Re: large netCDF file writing

From: Josh Hacker <hacker_at_nyahnyahspammersnyahnyah>
Date: Wed, 18 Oct 2006 10:02:13 -0600


You are pretty much on (clarified below). Although it is a crazy thing
to try and deal with files this big, I did not see a way around it for
my particular purpose. I have since tried something different that
gives me the efficiency I need.

Of course the trade-off is always computations versus storage, and I was
opting for the storage in this case in the hopes of minimizing future

The ultimate goal is to write "patched" WRF restart files (one per
processor) for thousands of processors.
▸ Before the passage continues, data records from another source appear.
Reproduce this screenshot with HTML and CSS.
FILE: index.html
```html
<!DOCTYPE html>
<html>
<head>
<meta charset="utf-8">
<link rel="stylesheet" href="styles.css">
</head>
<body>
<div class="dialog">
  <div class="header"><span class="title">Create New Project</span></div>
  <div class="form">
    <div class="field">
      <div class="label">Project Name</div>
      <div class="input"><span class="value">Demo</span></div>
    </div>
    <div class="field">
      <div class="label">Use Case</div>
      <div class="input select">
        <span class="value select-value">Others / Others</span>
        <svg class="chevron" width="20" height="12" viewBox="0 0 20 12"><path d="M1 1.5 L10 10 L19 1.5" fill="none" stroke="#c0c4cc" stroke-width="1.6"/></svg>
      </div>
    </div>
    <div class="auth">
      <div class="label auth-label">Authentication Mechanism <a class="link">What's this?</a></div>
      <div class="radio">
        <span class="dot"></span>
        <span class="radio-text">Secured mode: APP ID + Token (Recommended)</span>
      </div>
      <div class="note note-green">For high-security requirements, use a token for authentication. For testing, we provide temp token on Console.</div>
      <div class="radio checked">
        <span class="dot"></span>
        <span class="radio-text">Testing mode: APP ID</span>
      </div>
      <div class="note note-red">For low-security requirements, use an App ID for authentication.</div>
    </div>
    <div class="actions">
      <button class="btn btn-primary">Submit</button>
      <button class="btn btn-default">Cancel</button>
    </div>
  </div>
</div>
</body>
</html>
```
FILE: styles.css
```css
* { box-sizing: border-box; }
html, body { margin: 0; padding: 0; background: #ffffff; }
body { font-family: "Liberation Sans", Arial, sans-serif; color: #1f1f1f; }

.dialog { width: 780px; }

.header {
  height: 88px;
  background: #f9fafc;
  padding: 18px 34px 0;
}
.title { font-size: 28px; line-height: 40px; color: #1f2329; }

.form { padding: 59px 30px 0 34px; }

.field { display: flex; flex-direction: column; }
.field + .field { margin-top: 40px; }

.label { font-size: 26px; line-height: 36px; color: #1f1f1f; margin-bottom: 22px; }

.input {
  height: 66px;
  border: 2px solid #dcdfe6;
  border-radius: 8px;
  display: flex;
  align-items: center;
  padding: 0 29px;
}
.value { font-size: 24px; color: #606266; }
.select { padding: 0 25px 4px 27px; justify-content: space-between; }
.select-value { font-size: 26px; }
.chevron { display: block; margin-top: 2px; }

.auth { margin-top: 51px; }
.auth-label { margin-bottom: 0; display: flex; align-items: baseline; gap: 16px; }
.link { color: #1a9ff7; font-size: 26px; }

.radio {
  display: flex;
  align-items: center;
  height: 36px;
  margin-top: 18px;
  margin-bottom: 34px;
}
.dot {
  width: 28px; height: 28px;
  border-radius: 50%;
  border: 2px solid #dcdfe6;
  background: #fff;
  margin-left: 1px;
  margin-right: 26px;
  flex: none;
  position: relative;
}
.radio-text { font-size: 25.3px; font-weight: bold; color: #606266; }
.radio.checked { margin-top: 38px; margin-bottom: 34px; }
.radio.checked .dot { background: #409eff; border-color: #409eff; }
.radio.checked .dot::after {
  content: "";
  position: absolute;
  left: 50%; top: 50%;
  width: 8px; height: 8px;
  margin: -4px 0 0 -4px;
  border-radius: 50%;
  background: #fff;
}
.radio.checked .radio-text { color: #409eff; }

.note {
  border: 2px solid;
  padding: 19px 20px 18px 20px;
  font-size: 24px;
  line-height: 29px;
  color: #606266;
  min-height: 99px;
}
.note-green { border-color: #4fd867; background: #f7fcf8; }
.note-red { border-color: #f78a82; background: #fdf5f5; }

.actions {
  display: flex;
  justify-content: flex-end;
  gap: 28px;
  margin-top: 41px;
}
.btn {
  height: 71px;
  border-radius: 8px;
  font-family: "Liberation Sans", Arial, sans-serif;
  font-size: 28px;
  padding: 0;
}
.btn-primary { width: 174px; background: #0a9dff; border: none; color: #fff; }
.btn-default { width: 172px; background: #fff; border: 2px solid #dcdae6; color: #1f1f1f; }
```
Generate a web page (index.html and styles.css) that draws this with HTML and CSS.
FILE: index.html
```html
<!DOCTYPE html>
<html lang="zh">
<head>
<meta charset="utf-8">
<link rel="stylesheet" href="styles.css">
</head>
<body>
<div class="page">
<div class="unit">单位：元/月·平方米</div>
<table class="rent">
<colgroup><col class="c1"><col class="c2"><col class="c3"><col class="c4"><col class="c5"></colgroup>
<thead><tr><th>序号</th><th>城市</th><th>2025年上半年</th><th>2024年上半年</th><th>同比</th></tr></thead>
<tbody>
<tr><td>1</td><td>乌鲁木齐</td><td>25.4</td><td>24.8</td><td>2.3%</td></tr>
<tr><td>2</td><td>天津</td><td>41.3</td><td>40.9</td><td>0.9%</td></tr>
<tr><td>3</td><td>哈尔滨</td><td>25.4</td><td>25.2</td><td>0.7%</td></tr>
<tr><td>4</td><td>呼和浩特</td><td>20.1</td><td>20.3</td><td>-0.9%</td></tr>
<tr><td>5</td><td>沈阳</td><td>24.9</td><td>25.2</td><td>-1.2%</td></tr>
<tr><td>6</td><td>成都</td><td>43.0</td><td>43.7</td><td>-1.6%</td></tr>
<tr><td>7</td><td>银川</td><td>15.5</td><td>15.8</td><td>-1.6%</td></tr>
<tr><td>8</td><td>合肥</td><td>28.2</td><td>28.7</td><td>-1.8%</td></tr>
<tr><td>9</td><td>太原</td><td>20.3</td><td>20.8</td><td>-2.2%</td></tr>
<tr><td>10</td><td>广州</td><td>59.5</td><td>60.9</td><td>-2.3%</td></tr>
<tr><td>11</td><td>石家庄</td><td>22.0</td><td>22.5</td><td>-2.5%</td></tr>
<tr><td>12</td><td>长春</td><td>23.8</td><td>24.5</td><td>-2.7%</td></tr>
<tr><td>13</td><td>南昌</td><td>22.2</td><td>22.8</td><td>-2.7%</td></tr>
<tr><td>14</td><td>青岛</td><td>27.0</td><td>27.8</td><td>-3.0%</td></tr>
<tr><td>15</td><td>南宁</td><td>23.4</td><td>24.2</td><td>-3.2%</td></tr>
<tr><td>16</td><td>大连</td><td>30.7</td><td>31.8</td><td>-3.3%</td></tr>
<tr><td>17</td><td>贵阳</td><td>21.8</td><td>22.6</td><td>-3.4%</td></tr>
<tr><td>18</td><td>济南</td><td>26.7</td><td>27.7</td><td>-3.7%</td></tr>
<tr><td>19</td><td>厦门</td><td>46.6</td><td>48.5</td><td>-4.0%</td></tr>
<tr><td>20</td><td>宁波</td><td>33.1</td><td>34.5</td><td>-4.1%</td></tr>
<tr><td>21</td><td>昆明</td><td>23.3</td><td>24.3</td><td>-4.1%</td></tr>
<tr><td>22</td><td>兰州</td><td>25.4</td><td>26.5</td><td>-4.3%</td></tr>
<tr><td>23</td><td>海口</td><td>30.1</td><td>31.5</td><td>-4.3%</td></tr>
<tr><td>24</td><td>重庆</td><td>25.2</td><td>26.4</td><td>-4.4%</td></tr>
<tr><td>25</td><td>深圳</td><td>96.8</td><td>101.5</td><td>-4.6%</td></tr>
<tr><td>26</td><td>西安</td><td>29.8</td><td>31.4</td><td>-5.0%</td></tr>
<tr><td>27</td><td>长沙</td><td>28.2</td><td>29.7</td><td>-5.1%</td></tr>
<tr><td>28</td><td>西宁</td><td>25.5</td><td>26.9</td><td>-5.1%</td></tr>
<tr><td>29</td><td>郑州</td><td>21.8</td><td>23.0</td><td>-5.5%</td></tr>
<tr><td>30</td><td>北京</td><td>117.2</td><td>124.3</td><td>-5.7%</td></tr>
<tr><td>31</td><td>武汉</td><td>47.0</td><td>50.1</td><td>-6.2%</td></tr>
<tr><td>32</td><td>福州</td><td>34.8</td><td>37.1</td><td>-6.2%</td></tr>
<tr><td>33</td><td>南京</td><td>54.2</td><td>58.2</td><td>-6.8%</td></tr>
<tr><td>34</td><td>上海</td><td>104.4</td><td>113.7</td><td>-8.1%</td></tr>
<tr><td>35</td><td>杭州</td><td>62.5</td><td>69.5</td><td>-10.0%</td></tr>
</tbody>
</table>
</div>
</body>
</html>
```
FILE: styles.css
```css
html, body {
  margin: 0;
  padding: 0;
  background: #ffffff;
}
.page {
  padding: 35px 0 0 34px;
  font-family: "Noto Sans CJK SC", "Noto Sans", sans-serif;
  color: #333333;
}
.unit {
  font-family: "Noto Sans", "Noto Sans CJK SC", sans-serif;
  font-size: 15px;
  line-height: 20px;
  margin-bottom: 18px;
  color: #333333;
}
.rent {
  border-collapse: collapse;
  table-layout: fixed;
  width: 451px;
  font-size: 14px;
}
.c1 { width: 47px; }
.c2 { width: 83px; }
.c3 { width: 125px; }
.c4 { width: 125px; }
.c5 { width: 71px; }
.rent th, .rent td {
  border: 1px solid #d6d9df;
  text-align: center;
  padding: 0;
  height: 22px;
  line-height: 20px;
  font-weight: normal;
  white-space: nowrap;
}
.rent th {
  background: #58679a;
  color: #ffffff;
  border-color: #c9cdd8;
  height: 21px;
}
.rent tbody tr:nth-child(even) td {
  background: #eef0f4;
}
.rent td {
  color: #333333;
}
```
The approach is needed to avoid
the memory footprint associated with a single processor allocating a
huge domain.

This requires assembling part or all of a variable from some patched
files, say 1024, and then writing them out in a different configuration,
say 4096. The assembling takes quite a while, so I wanted to do it only
once and write to a big file. I can then read from the big file and rip
it up accordingly. Instead, I settled on binary write/reads to/from
individual files, each containing a single variable array. I should
have thought of this a while ago but for whatever reason...

The netCDF operator ncks has a possible bug on 64-bit machines, that
results in a seg fault when a hyperslab is asked for, so I couldn't use

Ultimately, parallel hdf5 is the solution to the problem because then
the WRF can deal with only one file while not using too much memory, but
it is not yet ported to the platform I am trying to use.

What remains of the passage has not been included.